If we need more space the expansion bay framework have for their GPU might also be available empty meaning with the fans but no GPU inside. This would provide more headroom and more width.
Having bigger fans will not hurt as they will spin slower and keep the laptop cooler.

Also a PCB has two sides so we can have the components on one side and the SSD on the other.
I like the idea of having a PCIe MUX because the 8i bandwidth should be available and used by something even if the eGPU is not connected.

If the MUX is able to handle it and space is available, I could use a couple of USB-A ports so that my mouse dongle can be kept out of the way in the back of the laptop.

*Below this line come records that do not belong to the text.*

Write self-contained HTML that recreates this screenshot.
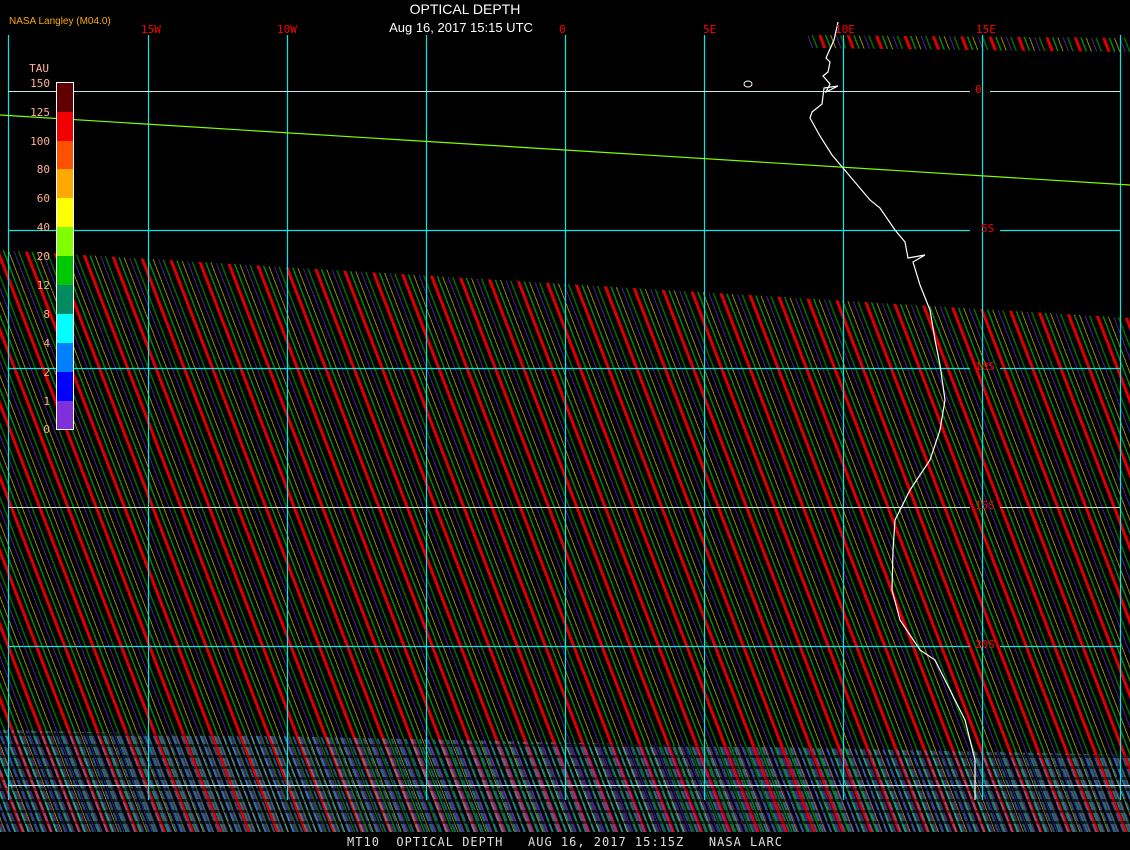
<!DOCTYPE html>
<html><head><meta charset="utf-8"><style>
html,body{margin:0;padding:0;background:#000;width:1130px;height:850px;overflow:hidden;position:relative;font-family:"Liberation Sans",sans-serif}
.h{position:absolute;left:0;top:0;width:1130px;height:850px;
background:repeating-linear-gradient(69deg,#e00000 0,#e00000 2.5px,#700000 2.5px,#700000 3.5px,#000 3.5px,#000 6px,#008800 6px,#008800 7.5px,#000 7.5px,#000 11px,#8a8a00 11px,#8a8a00 12px,#000 12px,#000 16px,#4a2090 16px,#4a2090 17px,#000 17px,#000 20px,#006a00 20px,#006a00 21.5px,#000 21.5px,#000 26.4px);}
.main{clip-path:polygon(0 250px,1130px 318px,1130px 832px,0 832px)}
.top{clip-path:polygon(808px 35px,1130px 38px,1130px 52px,808px 48px)}
.noise{position:absolute;left:0;top:730px;width:1130px;height:102px;opacity:.5;
background:repeating-linear-gradient(0deg,transparent 0,transparent 8px,rgba(0,0,0,.7) 8px,rgba(0,0,0,.7) 11px),repeating-linear-gradient(69deg,#30e0e0 0,#30e0e0 2px,#8050d0 2px,#8050d0 5px,transparent 5px,transparent 8px,#40a0ff 8px,#40a0ff 10px,transparent 10px,transparent 13px);
clip-path:polygon(0 0,1130px 25px,1130px 102px,0 102px)}
.lbl{position:absolute;color:#f00;font-size:11px;font-family:"DejaVu Sans Mono","Liberation Mono",monospace}
</style></head><body>
<div class="h main"></div>
<div class="h top"></div>
<div class="noise"></div>
<svg width="1130" height="850" style="position:absolute;left:0;top:0">
<g stroke="#00e8e8" stroke-width="1.2">
<line x1="8.5" y1="35" x2="8.5" y2="800"/><line x1="148.5" y1="35" x2="148.5" y2="800"/><line x1="287.5" y1="35" x2="287.5" y2="800"/><line x1="426.5" y1="35" x2="426.5" y2="800"/><line x1="565.5" y1="35" x2="565.5" y2="800"/><line x1="704.5" y1="35" x2="704.5" y2="800"/><line x1="843.5" y1="35" x2="843.5" y2="800"/><line x1="982.5" y1="35" x2="982.5" y2="800"/><line x1="1120.5" y1="35" x2="1120.5" y2="800"/>
<line x1="8" y1="230.5" x2="970" y2="230.5"/><line x1="1000" y1="230.5" x2="1120" y2="230.5"/>
<line x1="8" y1="368.5" x2="970" y2="368.5"/><line x1="1000" y1="368.5" x2="1120" y2="368.5"/>
<line x1="8" y1="646.5" x2="970" y2="646.5"/><line x1="1000" y1="646.5" x2="1120" y2="646.5"/>
</g>
<g stroke="#c8e8e8" stroke-width="1">
<line x1="8" y1="91.5" x2="970" y2="91.5"/><line x1="990" y1="91.5" x2="1120" y2="91.5"/>
<line x1="8" y1="507.5" x2="970" y2="507.5"/><line x1="1000" y1="507.5" x2="1120" y2="507.5"/>
<line x1="8" y1="785.5" x2="1130" y2="785.5"/>
</g>
<line x1="0" y1="115" x2="1130" y2="185" stroke="#80ff00" stroke-width="1.2"/>
<polyline fill="none" stroke="#fff" stroke-width="1.2" points="838,22 834,40 826,58 830,62 828,72 823,76 830,84 826,92 838,86 824,88 822,104 812,112 810,118 820,136 832,155 843,168 870,200 880,208 895,230 905,242 908,258 925,255 913,262 920,285 930,310 935,340 940,365 945,400 940,430 930,460 910,490 895,520 893,550 892,590 900,620 920,650 935,660 950,690 965,720 975,760 975,800"/>
<ellipse cx="748" cy="84" rx="4" ry="3" fill="none" stroke="#fff"/>
<rect x="56" y="82" width="18" height="348" fill="#fff"/>
<g>
<rect x="57" y="83" width="16" height="29" fill="#600000"/>
<rect x="57" y="112" width="16" height="29" fill="#f00000"/>
<rect x="57" y="141" width="16" height="28" fill="#ff5000"/>
<rect x="57" y="169" width="16" height="29" fill="#ffa800"/>
<rect x="57" y="198" width="16" height="29" fill="#ffff00"/>
<rect x="57" y="227" width="16" height="29" fill="#80ff00"/>
<rect x="57" y="256" width="16" height="29" fill="#00c800"/>
<rect x="57" y="285" width="16" height="29" fill="#008c60"/>
<rect x="57" y="314" width="16" height="29" fill="#00ffff"/>
<rect x="57" y="343" width="16" height="29" fill="#0080ff"/>
<rect x="57" y="372" width="16" height="29" fill="#0000ff"/>
<rect x="57" y="401" width="16" height="28" fill="#8030d8"/>
</g>
<g fill="#ffb090" font-family="DejaVu Sans Mono, Liberation Mono, monospace" font-size="11" text-anchor="end">
<text x="49" y="72">TAU</text>
<text x="50" y="87">150</text><text x="50" y="116">125</text><text x="50" y="145">100</text><text x="50" y="173">80</text><text x="50" y="202">60</text><text x="50" y="231">40</text><text x="50" y="260">20</text><text x="50" y="289">12</text><text x="50" y="318">8</text><text x="50" y="347">4</text><text x="50" y="376">2</text><text x="50" y="405">1</text><text x="50" y="433">0</text>
</g>
</svg>
<div style="position:absolute;left:9px;top:16px;color:#ffa800;font-size:10px">NASA Langley (M04.0)</div>
<div style="position:absolute;left:0;width:930px;top:1px;text-align:center;color:#fff;font-size:14px">OPTICAL DEPTH</div>
<div style="position:absolute;left:0;width:922px;top:20px;text-align:center;color:#fff;font-size:13px">Aug 16, 2017 15:15 UTC</div>
<div class="lbl" style="left:141px;top:23px">15W</div>
<div class="lbl" style="left:277px;top:23px">10W</div>
<div class="lbl" style="left:559px;top:23px">0</div>
<div class="lbl" style="left:703px;top:23px">5E</div>
<div class="lbl" style="left:835px;top:23px">10E</div>
<div class="lbl" style="left:976px;top:23px">15E</div>
<div class="lbl" style="left:975px;top:83px">0</div>
<div class="lbl" style="left:981px;top:222px">5S</div>
<div class="lbl" style="left:975px;top:360px">10S</div>
<div class="lbl" style="left:975px;top:499px">15S</div>
<div class="lbl" style="left:975px;top:638px">20S</div>
<div style="position:absolute;left:0;width:1130px;top:835px;text-align:center;color:#e0e0e0;font-size:12px;font-family:'DejaVu Sans Mono','Liberation Mono',monospace;letter-spacing:1px;white-space:pre">MT10  OPTICAL DEPTH   AUG 16, 2017 15:15Z   NASA LARC</div>
</body></html>
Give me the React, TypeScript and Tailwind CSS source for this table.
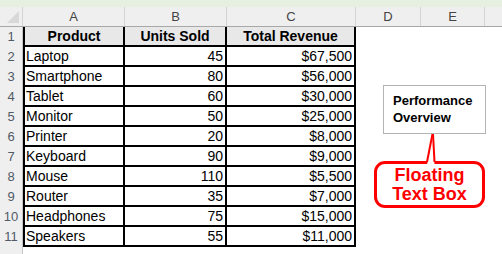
import React from 'react';

const rows = [
  ['Laptop', '45', '$67,500'],
  ['Smartphone', '80', '$56,000'],
  ['Tablet', '60', '$30,000'],
  ['Monitor', '50', '$25,000'],
  ['Printer', '20', '$8,000'],
  ['Keyboard', '90', '$9,000'],
  ['Mouse', '110', '$5,500'],
  ['Router', '35', '$7,000'],
  ['Headphones', '75', '$15,000'],
  ['Speakers', '55', '$11,000'],
];

const cols = [
  { label: 'A', w: 'w-[102px]' },
  { label: 'B', w: 'w-[102px]' },
  { label: 'C', w: 'w-[129px]' },
  { label: 'D', w: 'w-[65px]' },
  { label: 'E', w: 'w-[64px]' },
];

function RowNum({ n }: { n?: number }) {
  return (
    <div className="w-[23px] shrink-0 h-full bg-[#efefef] border-r border-[#c6c6c6] flex items-center justify-center text-[13px] text-[#505a66]">
      {n}
    </div>
  );
}

export default function App() {
  return (
    <div
      className="relative w-[502px] h-[254px] overflow-hidden bg-white text-black"
      style={{ fontFamily: '"Liberation Sans", Arial, sans-serif' }}
    >
      {/* ribbon strip */}
      <div className="h-[7px] bg-[#e6efe0]" />

      {/* column headers */}
      <div className="flex h-[20px] bg-[#efefef] border-b border-[#a8a8a8]">
        <div className="w-[23px] shrink-0 relative border-r border-[#d4d4d4]">
          <svg className="absolute left-0 top-0" width="23" height="19" viewBox="0 0 23 19">
            <polygon points="7,16 19,16 19,4" fill="#d8d8d8" />
          </svg>
        </div>
        {cols.map((c) => (
          <div
            key={c.label}
            className={`${c.w} shrink-0 border-r border-[#d4d4d4] flex items-center justify-center text-[13px] text-[#444]`}
          >
            {c.label}
          </div>
        ))}
        <div className="flex-1" />
      </div>

      {/* header row 1 */}
      <div className="flex h-[20px]">
        <RowNum n={1} />
        <div className="w-[102px] shrink-0 border-l-2 border-r-2 border-b-2 border-black bg-[#e8e8e8] flex items-center justify-center font-bold text-[14px]">
          Product
        </div>
        <div className="w-[102px] shrink-0 border-r-2 border-b-2 border-black bg-[#e8e8e8] flex items-center justify-center font-bold text-[14px]">
          Units Sold
        </div>
        <div className="w-[129px] shrink-0 border-r-2 border-b-2 border-black bg-[#e8e8e8] flex items-center justify-center font-bold text-[14px]">
          Total Revenue
        </div>
        <div className="flex-1" />
      </div>

      {rows.map((r, i) => (
        <div key={r[0]} className="flex h-[20px]">
          <RowNum n={i + 2} />
          <div className="w-[102px] shrink-0 border-l-2 border-r-2 border-b-2 border-black flex items-center pl-[1px] text-[14px]">
            {r[0]}
          </div>
          <div className="w-[102px] shrink-0 border-r-2 border-b-2 border-black flex items-center justify-end pr-[2px] text-[14px]">
            {r[1]}
          </div>
          <div className="w-[129px] shrink-0 border-r-2 border-b-2 border-black flex items-center justify-end pr-[2px] text-[14px]">
            {r[2]}
          </div>
          <div className="flex-1" />
        </div>
      ))}

      <div className="flex h-[20px]">
        <RowNum />
        <div className="flex-1" />
      </div>

      {/* floating text box */}
      <div className="absolute left-[383px] top-[85px] w-[103px] h-[49px] border border-[#b4b4b4] bg-white pl-[9px] pt-[6px] text-[13px] leading-[17px] font-bold">
        Performance
        <br />
        Overview
      </div>

      {/* callout */}
      <div className="absolute left-[374px] top-[161px] w-[111px] h-[47px] border-[3px] border-[#ff0000] rounded-[11px] bg-white flex flex-col items-center justify-center text-[18px] leading-[19px] font-bold text-[#ff0000]">
        <span>Floating</span>
        <span>Text Box</span>
      </div>
      <svg className="absolute left-[420px] top-[130px]" width="24" height="36" viewBox="0 0 24 36">
        <polygon points="7,35 12,4 13,4 14.5,35" fill="#ffffff" />
        <line x1="7" y1="32" x2="12.5" y2="4" stroke="#ff0000" strokeWidth="2" />
        <line x1="14.5" y1="32" x2="13" y2="4" stroke="#ff0000" strokeWidth="2" />
      </svg>
    </div>
  );
}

Doubt it unless it sticks out the back. Only possibility is if it sticks out of the back a big - also has additional “benefit” of being able to swap it out easier. Not sure it’s hot-swappable

No need for a MUX for a few USB-A ports, there is a USB 2 connection and it’s easy to add a USB hub circuit to expose a few, space wise maybe only 2 or 3. If you want USB3, ofc you’d need to have a proper USB controller using the PCIe Lanes. I very much like the idea of having all low-speed ports on the bay and reserve the side ports for actual high-speed stuff that needs the full USB3/4 bandwidth (assuming you can’t / don’t want to use a dock to get many USB2s out of one side port)

I think my dream setup would be an open source OcuLink 8i + DP with a switchable M.2 NVMe SSD for the upper lanes and 2-3 USB2 ports. I’d only be able to do this with quite a bit further research, but it would make a lot of sense, so I just might.